HIS BONES DO NOT SATISFY. JOSEF Mengele had come to symbolize the entire Nazi killing project. The need was to capture him and put him on trial, hear his confession, put him at our mercy. For many, that anticipated event took on the significance of confronting the Holocaust and restoring a moral universe.
For Mengele has long been the focus of what could be called a cult of demonic personality. He has been seen as the embodiment of absolute evil, a doctor pledged to heal who kills instead. But this demonization made him something of a deity, a nonhuman or even superhuman force, and served as a barrier to any explanation of his behavior.

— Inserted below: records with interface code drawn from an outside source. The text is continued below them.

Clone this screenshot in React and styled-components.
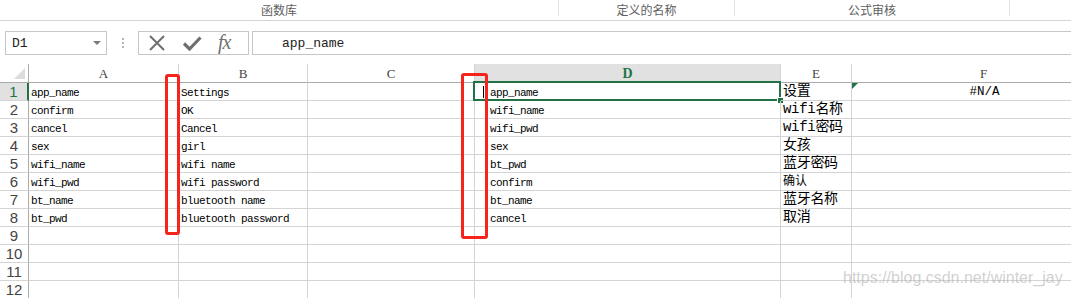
import React from "react";
import styled, { createGlobalStyle } from "styled-components";

const GREEN = "#217346";
const GRID = "#d4d4d4";
const MONO = `"Liberation Mono", "Noto Sans CJK SC", monospace`;

const GlobalStyle = createGlobalStyle`
  html, body {
    margin: 0;
    padding: 0;
    background: #ffffff;
    overflow: hidden;
  }
`;

const columns = [
  { key: "A", width: 150 },
  { key: "B", width: 129 },
  { key: "C", width: 167 },
  { key: "D", width: 306, selected: true, indent: 14 },
  { key: "E", width: 71, size: "big" },
  { key: "F", width: 264, size: "mid", center: true },
];

const rows = [
  { A: "app_name", B: "Settings", D: "app_name", E: "设置", F: "#N/A" },
  { A: "confirm", B: "OK", D: "wifi_name", E: "wifi名称" },
  { A: "cancel", B: "Cancel", D: "wifi_pwd", E: "wifi密码" },
  { A: "sex", B: "girl", D: "sex", E: "女孩" },
  { A: "wifi_name", B: "wifi name", D: "bt_pwd", E: "蓝牙密码" },
  { A: "wifi_pwd", B: "wifi password", D: "confirm", E: "确认", small: true },
  { A: "bt_name", B: "bluetooth name", D: "bt_name", E: "蓝牙名称" },
  { A: "bt_pwd", B: "bluetooth password", D: "cancel", E: "取消" },
  {},
  {},
  {},
  {},
];

const App = () => {
  return (
    <Page>
      <GlobalStyle />
      <Ribbon>
        <RibbonGroup $width={559}>函数库</RibbonGroup>
        <RibbonGroup $width={176}>定义的名称</RibbonGroup>
        <RibbonGroup $width={275}>公式审核</RibbonGroup>
        <RibbonGroup $last />
      </Ribbon>

      <FormulaBar>
        <NameBox>
          <span>D1</span>
          <DropArrow />
        </NameBox>
        <Grip>
          <i />
          <i />
          <i />
        </Grip>
        <ButtonsBox>
          <svg width="18" height="16" viewBox="0 0 18 16">
            <path d="M2 1 L16 15 M16 1 L2 15" stroke="#6f6f6f" strokeWidth="2" fill="none" />
          </svg>
          <svg width="20" height="16" viewBox="0 0 20 16">
            <path d="M2 8.5 L7.5 14 L18.5 2.5" stroke="#6f6f6f" strokeWidth="3.2" fill="none" />
          </svg>
          <Fx>fx</Fx>
        </ButtonsBox>
        <FormulaInput>app_name</FormulaInput>
      </FormulaBar>

      <Sheet>
        <Corner>
          <svg width="11" height="11" viewBox="0 0 11 11">
            <path d="M11 0 L11 11 L0 11 Z" fill="#dcdcdc" />
          </svg>
        </Corner>
        {columns.map((c) => (
          <ColHeader key={c.key} $selected={c.selected}>
            {c.key}
          </ColHeader>
        ))}

        {rows.map((r, i) => (
          <React.Fragment key={i}>
            <RowHeader $selected={i === 0}>{i + 1}</RowHeader>
            {columns.map((c) => (
              <Cell
                key={c.key}
                $indent={c.indent}
                $size={r.small && c.size === "big" ? "small" : c.size}
                $center={c.center}
              >
                {i === 0 && c.key === "D" && (
                  <>
                    <Selection>
                      <FillHandle />
                    </Selection>
                    <Caret />
                  </>
                )}
                {i === 0 && c.key === "F" && <ErrorMark />}
                {r[c.key]}
              </Cell>
            ))}
          </React.Fragment>
        ))}
      </Sheet>

      <RedMark style={{ left: 165, top: 74, width: 15, height: 161 }} />
      <RedMark style={{ left: 461, top: 73, width: 27, height: 166 }} />
      <Watermark>https://blog.csdn.net/winter_jay</Watermark>
    </Page>
  );
};
export default App;

const cellFont = {
  big: { size: "14px", spacing: "-0.3px", pad: "0px" },
  mid: { size: "12.5px", spacing: "0px", pad: "1px" },
  small: { size: "12px", spacing: "0px", pad: "1px" },
  normal: { size: "11px", spacing: "-0.6px", pad: "2px" },
};

const Page = styled.div`
  position: relative;
  width: 1071px;
  height: 298px;
  overflow: hidden;
  background: #ffffff;
`;

const Ribbon = styled.div`
  display: flex;
  height: 20px;
  border-bottom: 1px solid #d5d5d5;
`;

const RibbonGroup = styled.div`
  ${({ $width }) => ($width ? `width: ${$width}px;` : "flex: 1;")}
  flex-shrink: 0;
  box-sizing: border-box;
  height: 16px;
  display: flex;
  align-items: center;
  justify-content: center;
  border-right: ${({ $last }) => ($last ? "none" : "1px solid #e3e3e3")};
  font-family: "Noto Sans CJK SC", sans-serif;
  font-size: 12px;
  color: #5e5e5e;
  padding-top: 2px;
`;

const FormulaBar = styled.div`
  display: flex;
  align-items: stretch;
  height: 24px;
  margin-top: 10px;
`;

const NameBox = styled.div`
  box-sizing: border-box;
  width: 102px;
  margin-left: 5px;
  border: 1px solid #c6c6c6;
  display: flex;
  align-items: center;
  justify-content: space-between;
  padding: 0 5px 0 6px;
  font-family: ${MONO};
  font-size: 13px;
  color: #222;
`;

const DropArrow = styled.span`
  width: 0;
  height: 0;
  border-left: 4px solid transparent;
  border-right: 4px solid transparent;
  border-top: 4px solid #7a7a7a;
`;

const Grip = styled.div`
  width: 31px;
  display: flex;
  flex-direction: column;
  align-items: center;
  justify-content: center;
  gap: 2px;

  i {
    display: block;
    width: 2px;
    height: 2px;
    background: #b4b4b4;
  }
`;

const ButtonsBox = styled.div`
  box-sizing: border-box;
  width: 111px;
  border: 1px solid #c6c6c6;
  display: flex;
  align-items: center;
  gap: 16px;
  padding-left: 9px;
`;

const Fx = styled.span`
  font-family: "Liberation Serif", serif;
  font-style: italic;
  font-size: 20px;
  color: #707070;
  line-height: 1;
  letter-spacing: -1px;
  margin-top: -2px;
`;

const FormulaInput = styled.div`
  flex: 1;
  margin-left: 3px;
  border: 1px solid #c6c6c6;
  border-right: none;
  display: flex;
  align-items: center;
  padding-left: 29px;
  font-family: ${MONO};
  font-size: 13px;
  color: #222;
`;

const Sheet = styled.div`
  margin-top: 9px;
  display: grid;
  grid-template-columns: 29px 150px 129px 167px 306px 71px 264px;
  grid-template-rows: 19px repeat(12, 18px);
`;

const Corner = styled.div`
  box-sizing: border-box;
  border-right: 1px solid #ababab;
  border-bottom: 1px solid #ababab;
  display: flex;
  align-items: flex-end;
  justify-content: flex-end;
  padding: 0 3px 3px 0;
`;

const ColHeader = styled.div`
  box-sizing: border-box;
  border-right: 1px solid ${GRID};
  border-bottom: 1px solid ${({ $selected }) => ($selected ? GREEN : "#ababab")};
  background: ${({ $selected }) => ($selected ? "#e1e1e1" : "#ffffff")};
  display: flex;
  align-items: center;
  justify-content: center;
  font-family: "Liberation Serif", serif;
  font-size: ${({ $selected }) => ($selected ? "14px" : "13px")};
  font-weight: ${({ $selected }) => ($selected ? 700 : 400)};
  color: ${({ $selected }) => ($selected ? GREEN : "#444")};
  padding-top: 2px;
`;

const RowHeader = styled.div`
  box-sizing: border-box;
  border-right: ${({ $selected }) => ($selected ? `2px solid ${GREEN}` : "1px solid #ababab")};
  border-bottom: 1px solid ${GRID};
  background: ${({ $selected }) => ($selected ? "#e1e1e1" : "#ffffff")};
  display: flex;
  align-items: center;
  justify-content: center;
  font-family: "Liberation Sans", sans-serif;
  font-size: 15px;
  color: ${({ $selected }) => ($selected ? GREEN : "#444")};
`;

const Cell = styled.div`
  position: relative;
  box-sizing: border-box;
  border-right: 1px solid ${GRID};
  border-bottom: 1px solid ${GRID};
  padding-left: ${({ $indent }) => ($indent ? $indent + 1 : 2)}px;
  padding-top: ${({ $size }) => (cellFont[$size] || cellFont.normal).pad};
  font-family: ${MONO};
  font-size: ${({ $size }) => (cellFont[$size] || cellFont.normal).size};
  letter-spacing: ${({ $size }) => (cellFont[$size] || cellFont.normal).spacing};
  line-height: 17px;
  color: #000;
  white-space: nowrap;
  text-align: ${({ $center }) => ($center ? "center" : "left")};
`;

const Selection = styled.div`
  position: absolute;
  left: -2px;
  top: -2px;
  right: -1px;
  bottom: -1px;
  border: 2px solid ${GREEN};
  pointer-events: none;
`;

const FillHandle = styled.div`
  position: absolute;
  right: -5px;
  bottom: -5px;
  width: 5px;
  height: 5px;
  background: ${GREEN};
  border: 1px solid #ffffff;
`;

const Caret = styled.span`
  position: absolute;
  left: 8px;
  top: 3px;
  width: 1px;
  height: 12px;
  background: #000;
`;

const ErrorMark = styled.span`
  position: absolute;
  left: 0;
  top: 0;
  width: 0;
  height: 0;
  border-top: 6px solid ${GREEN};
  border-right: 6px solid transparent;
`;

const RedMark = styled.div`
  position: absolute;
  box-sizing: border-box;
  border: 3px solid #f5241c;
  border-radius: 3px;
  pointer-events: none;
`;

const Watermark = styled.div`
  position: absolute;
  left: 843px;
  top: 269px;
  font-family: "Liberation Sans", sans-serif;
  font-size: 16px;
  color: rgba(170, 170, 170, 0.55);
  white-space: nowrap;
`;
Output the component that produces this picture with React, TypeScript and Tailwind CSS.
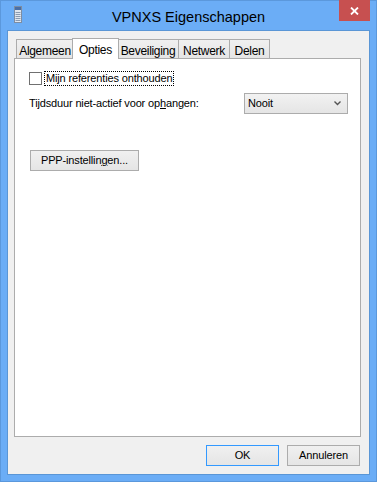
const ui = { fontFamily: '"Liberation Sans", Arial, sans-serif' };

function ServerIcon() {
  return (
    <svg width="8" height="17" viewBox="0 0 8 17">
      <rect x="0.5" y="0.5" width="7" height="16" fill="#dfe6ef" stroke="#7d8da3" />
      <rect x="1" y="1" width="6" height="3" fill="#4a6fa5" />
      <line x1="1.5" y1="6.5" x2="6.5" y2="6.5" stroke="#8a9ab0" />
      <line x1="1.5" y1="8.5" x2="6.5" y2="8.5" stroke="#8a9ab0" />
      <line x1="1.5" y1="10.5" x2="6.5" y2="10.5" stroke="#8a9ab0" />
      <line x1="1.5" y1="12.5" x2="6.5" y2="12.5" stroke="#8a9ab0" />
      <line x1="1.5" y1="14.5" x2="6.5" y2="14.5" stroke="#8a9ab0" />
    </svg>
  );
}

function Tab({ label, width, active }: { label: string; width: string; active?: boolean }) {
  if (active) {
    return (
      <div
        className={`${width} relative z-10 -ml-px -mb-px flex h-[21px] justify-center border border-b-0 border-[#acacac] bg-white pt-[2px] text-[12px] tracking-[-0.3px] text-black`}
      >
        {label}
      </div>
    );
  }
  return (
    <div
      className={`${width} -ml-px flex h-[19px] justify-center border border-b-0 border-[#acacac] bg-gradient-to-b from-[#f0f0f0] to-[#e5e5e5] pt-[2px] text-[12px] tracking-[-0.3px] text-black first:ml-0`}
    >
      {label}
    </div>
  );
}

function Button({ children, width, focused }: { children: React.ReactNode; width: string; focused?: boolean }) {
  return (
    <div
      className={`${width} flex h-[21px] items-center justify-center border bg-gradient-to-b from-[#f0f0f0] to-[#e5e5e5] text-[11px] tracking-[-0.15px] text-black ${
        focused ? "border-[#3399ff]" : "border-[#acacac]"
      }`}
    >
      {children}
    </div>
  );
}

export default function App() {
  return (
    <div style={ui} className="flex h-[482px] w-[377px] flex-col border border-[#5b98dc] bg-[#6badf6]">
      {/* title bar */}
      <div className="relative flex h-[29px] items-center">
        <div className="ml-[13px] mt-[-2px]">
          <ServerIcon />
        </div>
        <div className="absolute left-0 right-0 top-[6px] text-center text-[14.5px] text-black">VPNXS Eigenschappen</div>
        <div className="absolute right-[6px] top-[-1px] flex h-[21px] w-[31px] items-center justify-center bg-[#c75050]">
          <svg width="9" height="8" viewBox="0 0 9 8">
            <path d="M1 0.5 L8 7.5 M8 0.5 L1 7.5" stroke="#fff" strokeWidth="1.8" />
          </svg>
        </div>
      </div>

      {/* client */}
      <div className="mx-[6px] flex h-[445px] flex-col border border-[#5a96d6] bg-[#f0f0f0] pl-[6px] pr-[8px] pt-[7px]">
        <div className="flex h-[20px] items-end pl-[2px]">
          <Tab label="Algemeen" width="w-[58px]" />
          <Tab label="Opties" width="w-[47px] ml-[-2px]" active />
          <Tab label="Beveiliging" width="w-[62px] ml-[-2px]" />
          <Tab label="Netwerk" width="w-[52px]" />
          <Tab label="Delen" width="w-[41px]" />
        </div>
        <div className="flex h-[379px] flex-col border border-[#acacac] bg-white pl-[14px] pt-[12px] text-[11px] tracking-[-0.15px] text-black">
          <div className="flex items-center">
            <div className="h-[13px] w-[13px] border border-[#707070] bg-white" />
            <div className="ml-[2px] border border-dotted border-black px-px leading-[13px]">Mijn referenties onthouden</div>
          </div>
          <div className="mt-[7px] flex items-center pr-[12px]">
            <div className="flex-1">
              Tijdsduur niet-actief voor op<span className="underline">h</span>angen:
            </div>
            <div className="flex h-[21px] w-[104px] items-center justify-between border border-[#acacac] bg-gradient-to-b from-[#f2f2f2] to-[#e5e5e5] pl-[3px] pr-[6px]">
              <span>Nooit</span>
              <svg width="7" height="5" viewBox="0 0 7 5">
                <path d="M0.5 0.5 L3.5 3.5 L6.5 0.5" fill="none" stroke="#555" strokeWidth="1.4" />
              </svg>
            </div>
          </div>
          <div className="mt-[36px] pl-px">
            <Button width="w-[109px]">
              PPP-instellin<span className="underline">g</span>en...
            </Button>
          </div>
        </div>
        <div className="mt-[8px] flex justify-end gap-[8px] pr-px">
          <Button width="w-[73px]" focused>
            OK
          </Button>
          <Button width="w-[73px]">Annuleren</Button>
        </div>
      </div>
    </div>
  );
}
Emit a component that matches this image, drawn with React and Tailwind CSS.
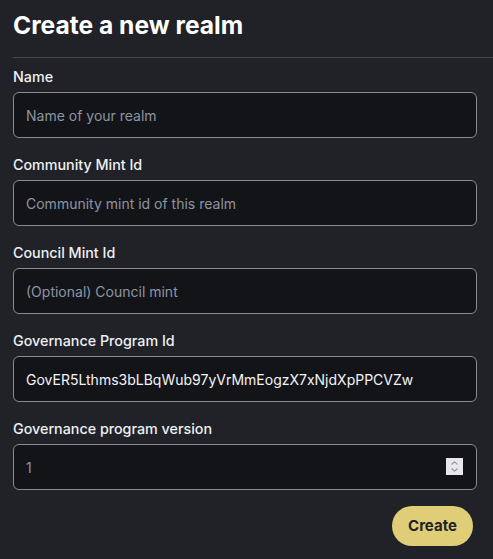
import React from "react";

function Field({ label, placeholder, value, number }) {
  return (
    <div className="mb-[17px]">
      <div className="text-[14.3px] leading-5 font-medium text-[#eef0f3] mb-[5px]">{label}</div>
      <div className="relative">
        <input
          readOnly
          className={`w-full h-[46px] rounded-md border border-[#878b92] bg-[#131418] px-3 text-sm outline-none placeholder:text-[#8c95a2] ${number ? "text-[#8c95a2]" : "text-[#f3f4f6]"}`}
          style={{ fontFamily: "Inter, sans-serif" }}
          placeholder={placeholder}
          value={value ?? ""}
        />
        {number && (
          <div className="absolute right-[14px] top-[14px] w-[17px] h-[17px] bg-[#e8e8ec] flex items-center justify-center">
            <svg width="9" height="13" viewBox="0 0 9 13" fill="none" stroke="#9a9aa3" strokeWidth="1.3">
              <path d="M1.5 4.5 L4.5 1.8 L7.5 4.5" />
              <path d="M1.5 8.5 L4.5 11.2 L7.5 8.5" />
            </svg>
          </div>
        )}
      </div>
    </div>
  );
}

export default function App() {
  return (
    <div className="w-[493px] h-[559px] bg-[#202227] pl-[13px] pt-[9px] overflow-hidden" style={{ fontFamily: "Inter, sans-serif" }}>
      <h1 className="text-[24.6px] leading-8 font-bold text-white">Create a new realm</h1>
      <div className="h-px bg-[#44474e] mt-4 mb-[9px]" />
      <div className="pr-4">
        <Field label="Name" placeholder="Name of your realm" />
        <Field label="Community Mint Id" placeholder="Community mint id of this realm" />
        <Field label="Council Mint Id" placeholder="(Optional) Council mint" />
        <Field label="Governance Program Id" value="GovER5Lthms3bLBqWub97yVrMmEogzX7xNjdXpPPCVZw" />
        <Field label="Governance program version" value="1" number />
        <div className="flex justify-end pr-[4px] -mt-[1px]">
          <button className="h-10 w-[81px] rounded-full bg-[#e0cd78] text-[15px] font-bold text-[#1f2328]">Create</button>
        </div>
      </div>
    </div>
  );
}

One reason Auschwitz survivors have hungered for his capture and trial is to divest him of this status. One of them, for instance, spoke to me of his yearning to see ''this metamorphosis of turning him back into a person instead of God Almighty.'' Mengele was a man, not a demon, and that is our problem. Indeed, during recent weeks he had already begun to fall from grace as a symbol of pure evil. The most notorious Nazi fugitive, unsuccessfully pursued for decades, had suddenly appeared - as bones in a Brazilian grave. The world watched in fascination as scientific examination seemed to confirm that these were the right bones.
It was reported that Mengele had lived out much of his last 25 years in lonely, despairing isolation, that he had fallen in love with a housemaid. An exemplar of pure evil is not supposed to experience loneliness or to care for another person.